● **WHAT IS NEEDED**
Write the data out again exactly, with no pictures.

------ INFORMATION SUPPLIED

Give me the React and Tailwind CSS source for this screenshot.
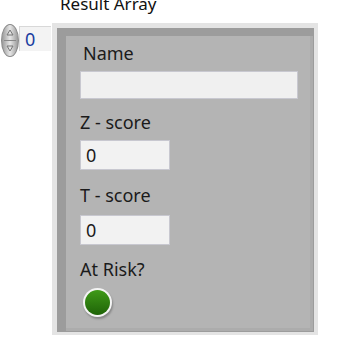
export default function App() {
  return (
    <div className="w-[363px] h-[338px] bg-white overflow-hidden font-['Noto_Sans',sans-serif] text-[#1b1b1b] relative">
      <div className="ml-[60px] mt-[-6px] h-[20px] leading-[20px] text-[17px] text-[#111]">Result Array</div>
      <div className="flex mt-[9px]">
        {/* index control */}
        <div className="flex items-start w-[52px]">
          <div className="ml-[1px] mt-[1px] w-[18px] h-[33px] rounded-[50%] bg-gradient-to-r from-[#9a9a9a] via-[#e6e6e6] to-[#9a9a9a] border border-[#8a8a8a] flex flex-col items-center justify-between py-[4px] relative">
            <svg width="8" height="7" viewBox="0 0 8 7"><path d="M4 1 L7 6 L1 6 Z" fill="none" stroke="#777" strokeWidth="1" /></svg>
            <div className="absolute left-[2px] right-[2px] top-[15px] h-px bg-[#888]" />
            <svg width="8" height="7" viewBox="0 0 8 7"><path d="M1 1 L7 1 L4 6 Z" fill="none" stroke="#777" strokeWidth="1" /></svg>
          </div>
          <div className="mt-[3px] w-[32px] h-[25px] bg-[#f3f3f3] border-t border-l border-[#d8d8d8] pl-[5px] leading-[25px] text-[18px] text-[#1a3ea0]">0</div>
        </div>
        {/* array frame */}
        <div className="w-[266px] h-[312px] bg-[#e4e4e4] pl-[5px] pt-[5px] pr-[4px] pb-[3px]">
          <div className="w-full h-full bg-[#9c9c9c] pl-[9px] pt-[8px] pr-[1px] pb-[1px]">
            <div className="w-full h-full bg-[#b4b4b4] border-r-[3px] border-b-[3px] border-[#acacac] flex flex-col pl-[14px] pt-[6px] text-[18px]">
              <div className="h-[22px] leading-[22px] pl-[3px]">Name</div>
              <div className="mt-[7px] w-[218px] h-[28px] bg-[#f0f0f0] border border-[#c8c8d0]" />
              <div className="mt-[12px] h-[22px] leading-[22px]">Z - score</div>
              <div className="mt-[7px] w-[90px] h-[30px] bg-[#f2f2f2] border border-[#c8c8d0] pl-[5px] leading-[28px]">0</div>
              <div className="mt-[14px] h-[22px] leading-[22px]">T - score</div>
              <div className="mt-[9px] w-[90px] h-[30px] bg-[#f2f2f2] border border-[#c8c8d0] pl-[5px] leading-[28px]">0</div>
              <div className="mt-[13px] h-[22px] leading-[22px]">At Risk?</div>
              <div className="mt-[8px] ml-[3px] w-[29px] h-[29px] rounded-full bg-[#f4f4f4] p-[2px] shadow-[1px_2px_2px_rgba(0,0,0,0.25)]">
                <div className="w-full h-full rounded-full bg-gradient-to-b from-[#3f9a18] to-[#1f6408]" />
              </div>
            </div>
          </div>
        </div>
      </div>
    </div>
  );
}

------------

● **RESPONSE TO THE TASK**
Give me the React and Tailwind CSS source for this screenshot.
export default function App() {
  return (
    <div className="w-[363px] h-[338px] bg-white overflow-hidden font-['Noto_Sans',sans-serif] text-[#1b1b1b] relative">
      <div className="ml-[60px] mt-[-6px] h-[20px] leading-[20px] text-[17px] text-[#111]">Result Array</div>
      <div className="flex mt-[9px]">
        {/* index control */}
        <div className="flex items-start w-[52px]">
          <div className="ml-[1px] mt-[1px] w-[18px] h-[33px] rounded-[50%] bg-gradient-to-r from-[#9a9a9a] via-[#e6e6e6] to-[#9a9a9a] border border-[#8a8a8a] flex flex-col items-center justify-between py-[4px] relative">
            <svg width="8" height="7" viewBox="0 0 8 7"><path d="M4 1 L7 6 L1 6 Z" fill="none" stroke="#777" strokeWidth="1" /></svg>
            <div className="absolute left-[2px] right-[2px] top-[15px] h-px bg-[#888]" />
            <svg width="8" height="7" viewBox="0 0 8 7"><path d="M1 1 L7 1 L4 6 Z" fill="none" stroke="#777" strokeWidth="1" /></svg>
          </div>
          <div className="mt-[3px] w-[32px] h-[25px] bg-[#f3f3f3] border-t border-l border-[#d8d8d8] pl-[5px] leading-[25px] text-[18px] text-[#1a3ea0]">0</div>
        </div>
        {/* array frame */}
        <div className="w-[266px] h-[312px] bg-[#e4e4e4] pl-[5px] pt-[5px] pr-[4px] pb-[3px]">
          <div className="w-full h-full bg-[#9c9c9c] pl-[9px] pt-[8px] pr-[1px] pb-[1px]">
            <div className="w-full h-full bg-[#b4b4b4] border-r-[3px] border-b-[3px] border-[#acacac] flex flex-col pl-[14px] pt-[6px] text-[18px]">
              <div className="h-[22px] leading-[22px] pl-[3px]">Name</div>
              <div className="mt-[7px] w-[218px] h-[28px] bg-[#f0f0f0] border border-[#c8c8d0]" />
              <div className="mt-[12px] h-[22px] leading-[22px]">Z - score</div>
              <div className="mt-[7px] w-[90px] h-[30px] bg-[#f2f2f2] border border-[#c8c8d0] pl-[5px] leading-[28px]">0</div>
              <div className="mt-[14px] h-[22px] leading-[22px]">T - score</div>
              <div className="mt-[9px] w-[90px] h-[30px] bg-[#f2f2f2] border border-[#c8c8d0] pl-[5px] leading-[28px]">0</div>
              <div className="mt-[13px] h-[22px] leading-[22px]">At Risk?</div>
              <div className="mt-[8px] ml-[3px] w-[29px] h-[29px] rounded-full bg-[#f4f4f4] p-[2px] shadow-[1px_2px_2px_rgba(0,0,0,0.25)]">
                <div className="w-full h-full rounded-full bg-gradient-to-b from-[#3f9a18] to-[#1f6408]" />
              </div>
            </div>
          </div>
        </div>
      </div>
    </div>
  );
}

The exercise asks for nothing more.